**The exercise**
Transcribe the listing exactly, leaving out every picture.

**Supplied information**
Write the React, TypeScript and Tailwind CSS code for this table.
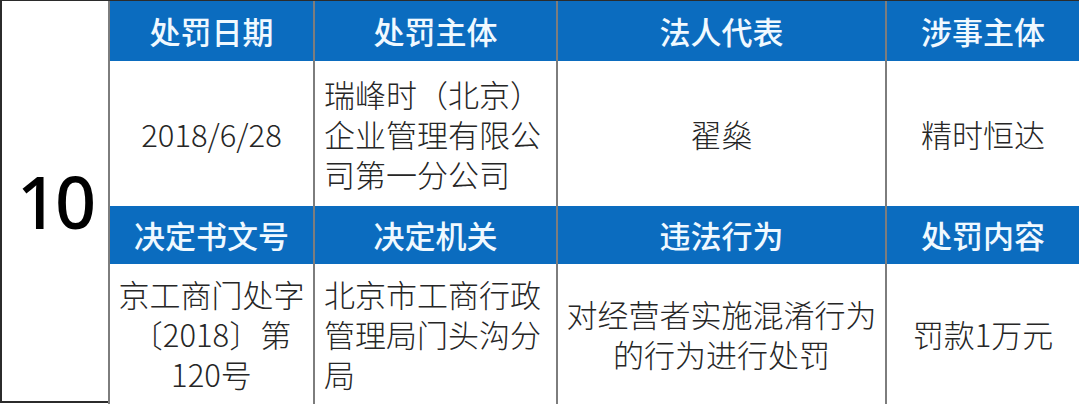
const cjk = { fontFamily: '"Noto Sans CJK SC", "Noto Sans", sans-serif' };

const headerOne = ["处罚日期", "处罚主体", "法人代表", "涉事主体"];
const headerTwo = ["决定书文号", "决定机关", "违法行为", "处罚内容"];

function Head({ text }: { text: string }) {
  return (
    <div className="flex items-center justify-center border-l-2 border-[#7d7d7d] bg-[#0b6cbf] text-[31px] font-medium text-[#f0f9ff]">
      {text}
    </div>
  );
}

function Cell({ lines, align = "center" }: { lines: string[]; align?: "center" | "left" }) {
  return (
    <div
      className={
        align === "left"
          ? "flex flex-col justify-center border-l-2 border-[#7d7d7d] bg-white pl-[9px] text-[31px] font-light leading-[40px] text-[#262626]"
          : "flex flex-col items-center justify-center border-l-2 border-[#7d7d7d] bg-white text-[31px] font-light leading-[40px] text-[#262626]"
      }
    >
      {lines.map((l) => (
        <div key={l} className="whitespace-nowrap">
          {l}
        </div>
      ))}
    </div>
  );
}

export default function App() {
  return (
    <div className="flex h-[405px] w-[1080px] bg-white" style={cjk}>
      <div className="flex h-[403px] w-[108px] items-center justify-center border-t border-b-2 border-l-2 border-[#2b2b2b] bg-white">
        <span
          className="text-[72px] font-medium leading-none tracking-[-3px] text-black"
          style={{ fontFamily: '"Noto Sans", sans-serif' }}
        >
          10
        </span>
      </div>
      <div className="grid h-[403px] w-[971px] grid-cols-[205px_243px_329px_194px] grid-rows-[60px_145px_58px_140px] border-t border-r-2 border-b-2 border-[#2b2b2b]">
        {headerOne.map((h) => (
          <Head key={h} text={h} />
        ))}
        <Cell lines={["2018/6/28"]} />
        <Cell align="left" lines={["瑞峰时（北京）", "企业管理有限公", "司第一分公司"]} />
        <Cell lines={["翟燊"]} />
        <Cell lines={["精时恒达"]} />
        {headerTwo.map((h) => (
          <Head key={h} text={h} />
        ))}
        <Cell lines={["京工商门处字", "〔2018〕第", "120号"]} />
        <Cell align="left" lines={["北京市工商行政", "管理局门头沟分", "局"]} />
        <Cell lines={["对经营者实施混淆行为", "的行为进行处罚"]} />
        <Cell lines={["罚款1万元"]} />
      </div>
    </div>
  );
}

**Exercise answer**
Write the React, TypeScript and Tailwind CSS code for this table.
const cjk = { fontFamily: '"Noto Sans CJK SC", "Noto Sans", sans-serif' };

const headerOne = ["处罚日期", "处罚主体", "法人代表", "涉事主体"];
const headerTwo = ["决定书文号", "决定机关", "违法行为", "处罚内容"];

function Head({ text }: { text: string }) {
  return (
    <div className="flex items-center justify-center border-l-2 border-[#7d7d7d] bg-[#0b6cbf] text-[31px] font-medium text-[#f0f9ff]">
      {text}
    </div>
  );
}

function Cell({ lines, align = "center" }: { lines: string[]; align?: "center" | "left" }) {
  return (
    <div
      className={
        align === "left"
          ? "flex flex-col justify-center border-l-2 border-[#7d7d7d] bg-white pl-[9px] text-[31px] font-light leading-[40px] text-[#262626]"
          : "flex flex-col items-center justify-center border-l-2 border-[#7d7d7d] bg-white text-[31px] font-light leading-[40px] text-[#262626]"
      }
    >
      {lines.map((l) => (
        <div key={l} className="whitespace-nowrap">
          {l}
        </div>
      ))}
    </div>
  );
}

export default function App() {
  return (
    <div className="flex h-[405px] w-[1080px] bg-white" style={cjk}>
      <div className="flex h-[403px] w-[108px] items-center justify-center border-t border-b-2 border-l-2 border-[#2b2b2b] bg-white">
        <span
          className="text-[72px] font-medium leading-none tracking-[-3px] text-black"
          style={{ fontFamily: '"Noto Sans", sans-serif' }}
        >
          10
        </span>
      </div>
      <div className="grid h-[403px] w-[971px] grid-cols-[205px_243px_329px_194px] grid-rows-[60px_145px_58px_140px] border-t border-r-2 border-b-2 border-[#2b2b2b]">
        {headerOne.map((h) => (
          <Head key={h} text={h} />
        ))}
        <Cell lines={["2018/6/28"]} />
        <Cell align="left" lines={["瑞峰时（北京）", "企业管理有限公", "司第一分公司"]} />
        <Cell lines={["翟燊"]} />
        <Cell lines={["精时恒达"]} />
        {headerTwo.map((h) => (
          <Head key={h} text={h} />
        ))}
        <Cell lines={["京工商门处字", "〔2018〕第", "120号"]} />
        <Cell align="left" lines={["北京市工商行政", "管理局门头沟分", "局"]} />
        <Cell lines={["对经营者实施混淆行为", "的行为进行处罚"]} />
        <Cell lines={["罚款1万元"]} />
      </div>
    </div>
  );
}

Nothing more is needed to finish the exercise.